Nature isn’t always pretty.  In fact, it’s often full of things people find horrifying or disgusting.  To appreciate it all—the good and the bad—is a sign of a true naturalist.  Because discoveries and knowledge can be found in both the beautiful and the terrible.  I would just as readily show a dead animal or a parasitized live animal as I would a slithering snake in good health.  Yet I haven’t shown much of the bad.  So now it’s time to fix that.

In the deep coastal woods that define the Dagger Point Trail of the Aransas National Wildlife Refuge, I came upon a fresh bit of evidence that something had been suffering from an upset stomach.

Coyote vomit (2010_01_12_048659)

The whole mass was about the size of two fists.  That’s a lot of grass.  Given how much whole grass there was, it seems most likely to have been a canid.  And given the location, that means a coyote (Canis latrans).

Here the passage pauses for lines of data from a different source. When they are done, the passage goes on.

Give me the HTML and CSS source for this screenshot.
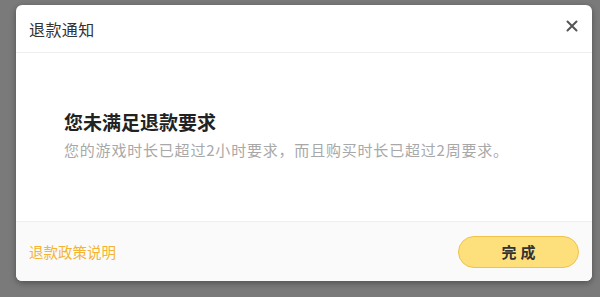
FILE: index.html
```html
<!DOCTYPE html>
<html lang="zh-CN">
<head>
    <meta charset="UTF-8">
    <meta name="viewport" content="width=device-width, initial-scale=1.0">
    <title>退款通知</title>
    <link rel="stylesheet" href="styles.css">
</head>
<body>
    <div class="dialog">
        <div class="dialog-header">
            <span class="dialog-title">退款通知</span>
            <button class="close-btn" aria-label="关闭">
                <svg viewBox="0 0 12 12" width="12" height="12">
                    <path d="M1.5 1.5L10.5 10.5M10.5 1.5L1.5 10.5" stroke="currentColor" stroke-width="2" stroke-linecap="round"></path>
                </svg>
            </button>
        </div>

        <div class="dialog-body">
            <h2>您未满足退款要求</h2>
            <p>您的游戏时长已超过2小时要求，而且购买时长已超过2周要求。</p>
        </div>

        <div class="dialog-footer">
            <a class="policy-link" href="#">退款政策说明</a>
            <button class="done-btn">完成</button>
        </div>
    </div>
</body>
</html>
```

FILE: styles.css
```css
* {
    margin: 0;
    padding: 0;
    box-sizing: border-box;
}

body {
    font-family: "Noto Sans CJK SC", "Noto Sans", sans-serif;
    background-color: #7a7a7a;
    color: #333;
    height: 297px;
    overflow: hidden;
    padding: 5px 8px 0 16px;
}

.dialog {
    width: 576px;
    height: 276px;
    background: white;
    border-radius: 6px;
    box-shadow: 0 2px 6px rgba(0, 0, 0, 0.35);
    display: flex;
    flex-direction: column;
    overflow: hidden;
}

/* Header */
.dialog-header {
    height: 48px;
    border-bottom: 1px solid #eeeeee;
    display: flex;
    align-items: center;
    justify-content: space-between;
    padding: 0 14px 0 13px;
}

.dialog-title {
    font-size: 16px;
    color: #333;
    letter-spacing: 0.4px;
}

.close-btn {
    border: none;
    background: none;
    color: #555;
    width: 12px;
    height: 12px;
    display: flex;
    cursor: pointer;
    margin-top: -5px;
}

/* Body */
.dialog-body {
    flex: 1;
    display: flex;
    flex-direction: column;
    justify-content: center;
    padding: 0 40px 2px 48px;
}

.dialog-body h2 {
    font-size: 19px;
    font-weight: 700;
    color: #222;
    line-height: 26px;
    margin-top: -2px;
}

.dialog-body p {
    font-size: 15px;
    color: #a8a8a8;
    line-height: 22px;
    margin-top: 4px;
    letter-spacing: 0.8px;
}

/* Footer */
.dialog-footer {
    height: 60px;
    background: #fafafa;
    border-top: 1px solid #eeeeee;
    display: flex;
    align-items: center;
    justify-content: space-between;
    padding: 0 13px;
}

.policy-link {
    font-size: 14.5px;
    color: #f5b332;
    text-decoration: none;
}

.done-btn {
    width: 121px;
    height: 32px;
    border-radius: 16px;
    border: 1px solid #efc24a;
    background: #fde07c;
    color: #333;
    font-family: inherit;
    font-size: 15px;
    font-weight: 700;
    letter-spacing: 4px;
    text-indent: 4px;
    cursor: pointer;
}
```
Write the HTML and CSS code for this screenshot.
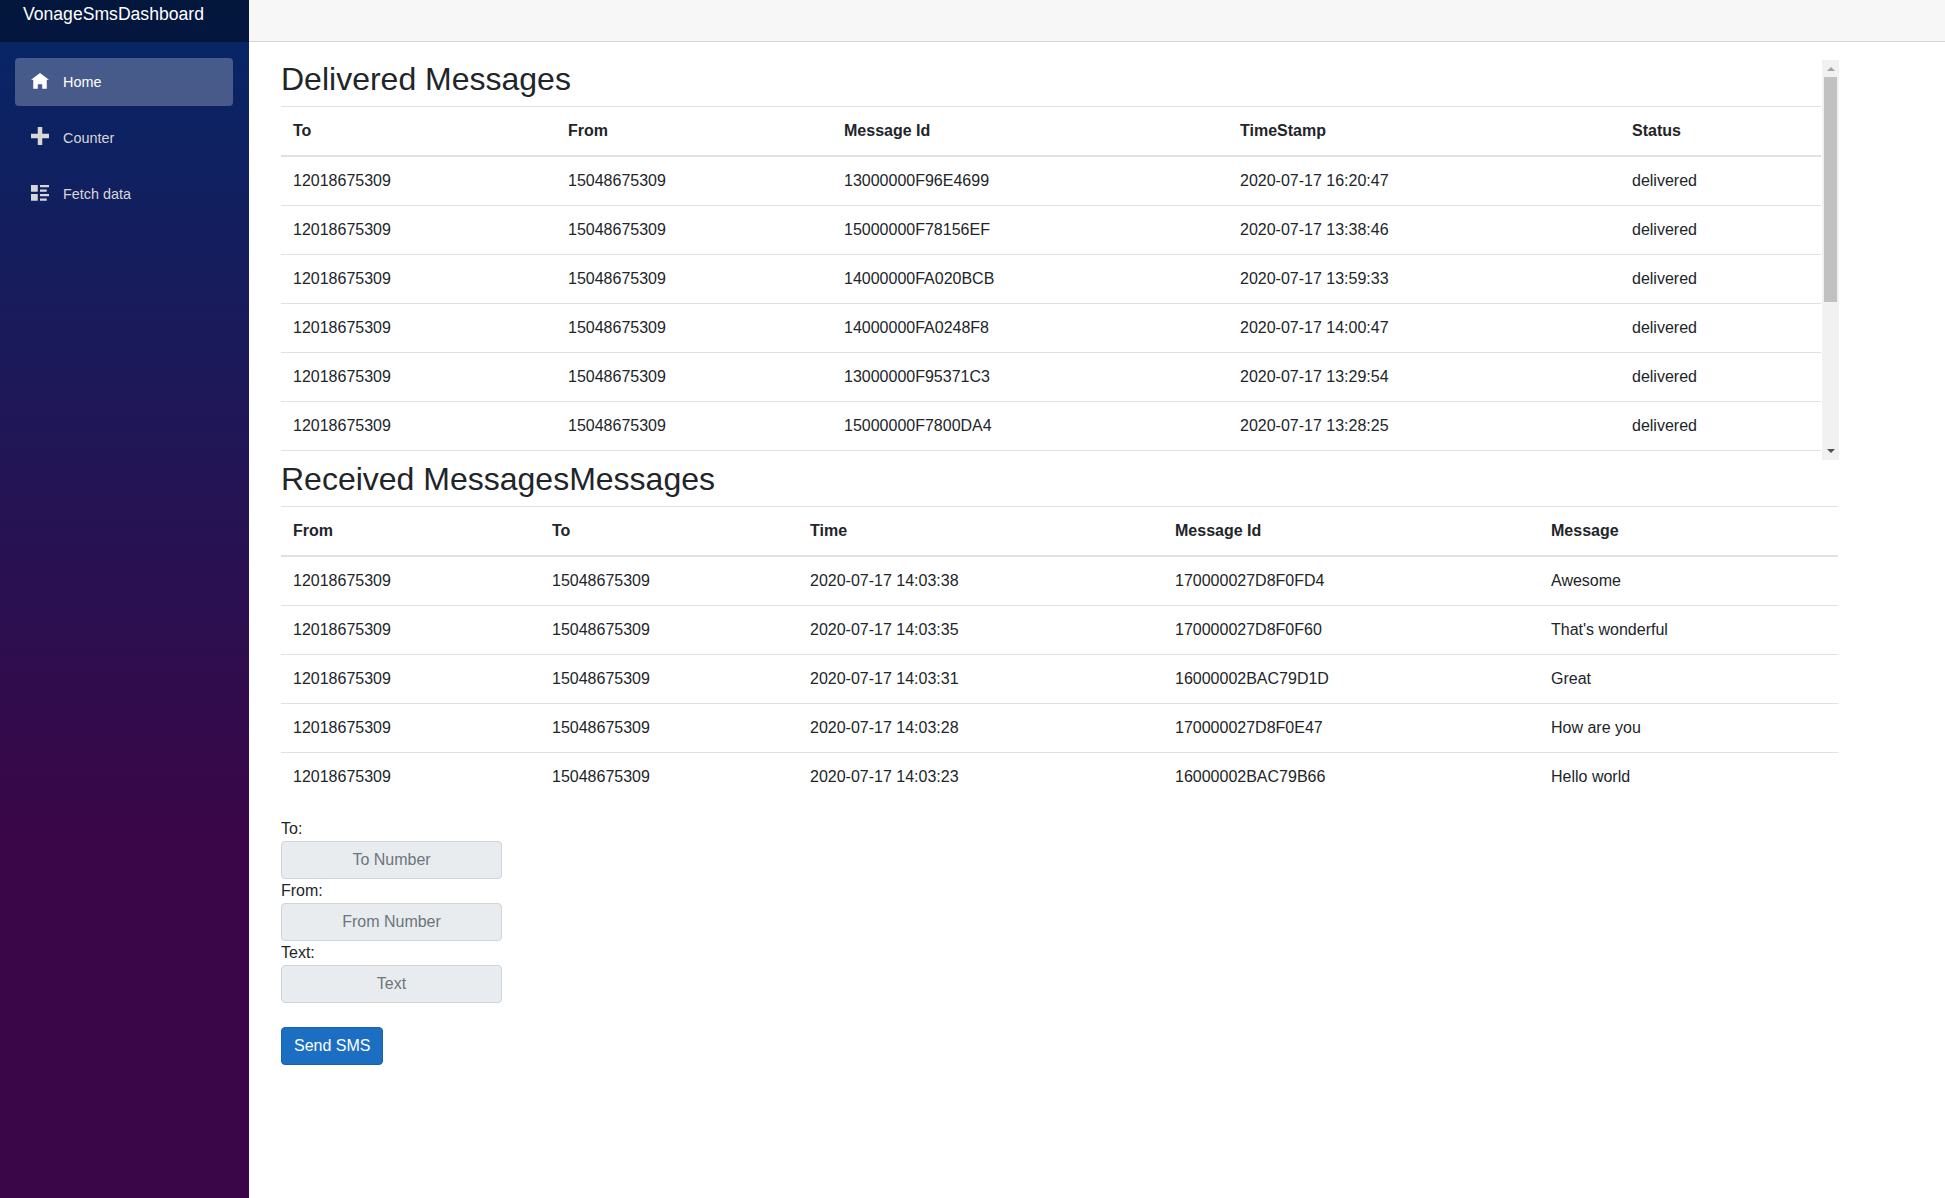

Research on canids eating grass has resulted in an interesting truth: how they eat it determines what happens next.  If they nibble and chew the grass, it goes down like everything else and is processed normally; this seems to be a way of augmenting their diet (adding roughage as it were).  But when they gulp it down—swallow the grass whole—it becomes their syrup of ipecac, essentially acting as an emetic (something that induces vomiting).

Coyote vomit (2010_01_12_048662)

Digging through the wet pile revealed nothing more than grass with some twigs and some dead leaves.  A few bits might have been bone and a few might have been fur, but honestly there was too little of the non-grass stuff to make heads or tails of.  Well, that and it was all glued together with saliva and gastric juices that melded it all into a sort of turf stew.  I suppose the coyote in question had suffered from an upset stomach long enough to have nothing else to throw up except the grass it ate to cure its ailment.

It’s fascinating to realize canine species learn this emetic trick and use it when necessary.  Most people associate it with dogs since that’s the only experience they’ll have with it, but it’s obvious their genetic cousins also practice this home remedy to cure tummy problems.

OK, I understand if you need something to cleanse your visual and mental palates after that, so here’s a great egret (Ardea alba) to leave you with a better taste in your brain.

A great egret (Ardea alba) standing in a shallow bay (2009_10_03_030090)

Like the coyote in question, I hope you feel better now.